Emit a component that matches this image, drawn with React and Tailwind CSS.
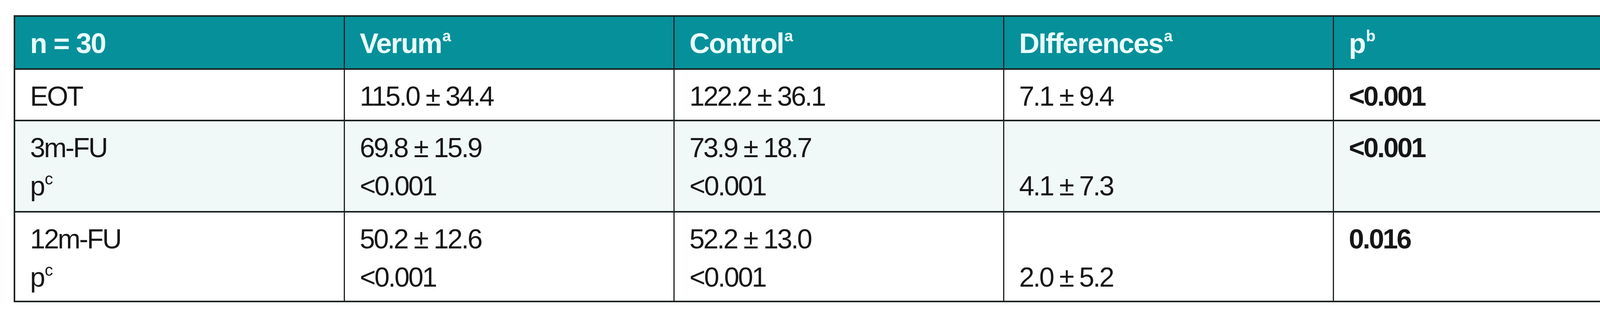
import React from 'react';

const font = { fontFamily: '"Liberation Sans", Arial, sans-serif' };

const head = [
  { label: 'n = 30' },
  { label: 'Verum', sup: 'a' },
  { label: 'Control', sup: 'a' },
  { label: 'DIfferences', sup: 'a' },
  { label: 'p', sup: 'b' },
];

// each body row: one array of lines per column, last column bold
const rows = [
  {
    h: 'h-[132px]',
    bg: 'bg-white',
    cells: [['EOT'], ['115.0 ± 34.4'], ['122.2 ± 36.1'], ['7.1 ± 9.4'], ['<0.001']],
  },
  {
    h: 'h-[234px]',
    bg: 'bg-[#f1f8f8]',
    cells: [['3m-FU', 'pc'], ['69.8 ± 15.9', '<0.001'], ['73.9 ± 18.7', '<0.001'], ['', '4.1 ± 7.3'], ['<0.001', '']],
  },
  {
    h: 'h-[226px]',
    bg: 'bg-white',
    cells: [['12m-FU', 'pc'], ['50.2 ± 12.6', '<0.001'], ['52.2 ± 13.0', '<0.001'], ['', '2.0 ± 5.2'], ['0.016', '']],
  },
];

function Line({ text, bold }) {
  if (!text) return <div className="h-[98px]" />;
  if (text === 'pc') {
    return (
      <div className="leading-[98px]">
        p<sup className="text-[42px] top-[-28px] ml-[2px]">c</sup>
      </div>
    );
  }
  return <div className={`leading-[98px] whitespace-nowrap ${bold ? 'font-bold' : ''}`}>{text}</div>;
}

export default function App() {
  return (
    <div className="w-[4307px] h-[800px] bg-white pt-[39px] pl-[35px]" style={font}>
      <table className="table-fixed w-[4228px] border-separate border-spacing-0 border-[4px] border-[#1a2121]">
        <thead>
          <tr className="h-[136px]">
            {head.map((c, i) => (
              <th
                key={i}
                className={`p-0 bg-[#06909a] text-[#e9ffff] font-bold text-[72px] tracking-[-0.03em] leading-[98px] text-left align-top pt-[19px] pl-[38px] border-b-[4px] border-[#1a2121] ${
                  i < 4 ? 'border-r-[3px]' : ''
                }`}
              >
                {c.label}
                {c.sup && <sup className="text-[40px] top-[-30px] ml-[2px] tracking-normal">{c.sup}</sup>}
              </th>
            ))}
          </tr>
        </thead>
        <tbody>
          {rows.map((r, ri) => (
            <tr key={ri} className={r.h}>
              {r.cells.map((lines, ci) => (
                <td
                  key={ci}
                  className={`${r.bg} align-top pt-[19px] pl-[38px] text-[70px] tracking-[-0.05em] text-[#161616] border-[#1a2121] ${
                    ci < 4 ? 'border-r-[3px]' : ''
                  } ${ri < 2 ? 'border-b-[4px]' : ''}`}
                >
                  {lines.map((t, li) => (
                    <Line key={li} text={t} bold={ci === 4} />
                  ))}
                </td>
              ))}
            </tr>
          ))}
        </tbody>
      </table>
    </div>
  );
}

■ **WRITTEN PROBLEM**
Quote the material exactly. Pictures stay out.

■ **WRITTEN REPLY**
Emit a component that matches this image, drawn with React and Tailwind CSS.
import React from 'react';

const font = { fontFamily: '"Liberation Sans", Arial, sans-serif' };

const head = [
  { label: 'n = 30' },
  { label: 'Verum', sup: 'a' },
  { label: 'Control', sup: 'a' },
  { label: 'DIfferences', sup: 'a' },
  { label: 'p', sup: 'b' },
];

// each body row: one array of lines per column, last column bold
const rows = [
  {
    h: 'h-[132px]',
    bg: 'bg-white',
    cells: [['EOT'], ['115.0 ± 34.4'], ['122.2 ± 36.1'], ['7.1 ± 9.4'], ['<0.001']],
  },
  {
    h: 'h-[234px]',
    bg: 'bg-[#f1f8f8]',
    cells: [['3m-FU', 'pc'], ['69.8 ± 15.9', '<0.001'], ['73.9 ± 18.7', '<0.001'], ['', '4.1 ± 7.3'], ['<0.001', '']],
  },
  {
    h: 'h-[226px]',
    bg: 'bg-white',
    cells: [['12m-FU', 'pc'], ['50.2 ± 12.6', '<0.001'], ['52.2 ± 13.0', '<0.001'], ['', '2.0 ± 5.2'], ['0.016', '']],
  },
];

function Line({ text, bold }) {
  if (!text) return <div className="h-[98px]" />;
  if (text === 'pc') {
    return (
      <div className="leading-[98px]">
        p<sup className="text-[42px] top-[-28px] ml-[2px]">c</sup>
      </div>
    );
  }
  return <div className={`leading-[98px] whitespace-nowrap ${bold ? 'font-bold' : ''}`}>{text}</div>;
}

export default function App() {
  return (
    <div className="w-[4307px] h-[800px] bg-white pt-[39px] pl-[35px]" style={font}>
      <table className="table-fixed w-[4228px] border-separate border-spacing-0 border-[4px] border-[#1a2121]">
        <thead>
          <tr className="h-[136px]">
            {head.map((c, i) => (
              <th
                key={i}
                className={`p-0 bg-[#06909a] text-[#e9ffff] font-bold text-[72px] tracking-[-0.03em] leading-[98px] text-left align-top pt-[19px] pl-[38px] border-b-[4px] border-[#1a2121] ${
                  i < 4 ? 'border-r-[3px]' : ''
                }`}
              >
                {c.label}
                {c.sup && <sup className="text-[40px] top-[-30px] ml-[2px] tracking-normal">{c.sup}</sup>}
              </th>
            ))}
          </tr>
        </thead>
        <tbody>
          {rows.map((r, ri) => (
            <tr key={ri} className={r.h}>
              {r.cells.map((lines, ci) => (
                <td
                  key={ci}
                  className={`${r.bg} align-top pt-[19px] pl-[38px] text-[70px] tracking-[-0.05em] text-[#161616] border-[#1a2121] ${
                    ci < 4 ? 'border-r-[3px]' : ''
                  } ${ri < 2 ? 'border-b-[4px]' : ''}`}
                >
                  {lines.map((t, li) => (
                    <Line key={li} text={t} bold={ci === 4} />
                  ))}
                </td>
              ))}
            </tr>
          ))}
        </tbody>
      </table>
    </div>
  );
}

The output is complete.